Odds are we’ll live longer than our parents will. And odds are they’ll use up all their money living longer than they planned. So we won’t have an inheritance to rescue us. And odds are our children -- for those who have them -- won’t want to spend their scarce dollars taking care of us.
Should we be scared? Absolutely not. We’re the generation that grew up in the shadow of the Cold War and the Soviet Union; nuclear fears and the Doomsday Clock; unprecedented inflation that spawned a 21 percent prime interest rate and 15 percent mortgage rates; the worst recession (in 1980-1982) since the Great Depression; the biggest bear market since the crash of 1929; and the worst terrorist attack on our country since Pearl Harbor.

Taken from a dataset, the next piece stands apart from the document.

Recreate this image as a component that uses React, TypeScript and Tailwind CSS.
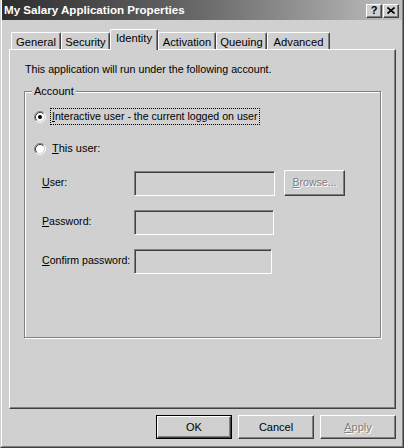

We’ve survived all that. Certainly we can survive retirement! And we can do it in style, if we start thinking about it now -- thinking about the balance between living our lives to the fullest today and giving ourselves a chance at the lifestyle we want in the future. Small steps taken now, while we are earning our best income and in good health, can make all the difference. Those steps may cost more in attention than they do in dollars -- hence the term “paying attention.”
Baby boomers have always changed America, and we’re about to do it again. It doesn’t take magic. We have computer technology on our side. It will provide the Savage Number, which, along with self-discipline, will bring us to our own secure retirement.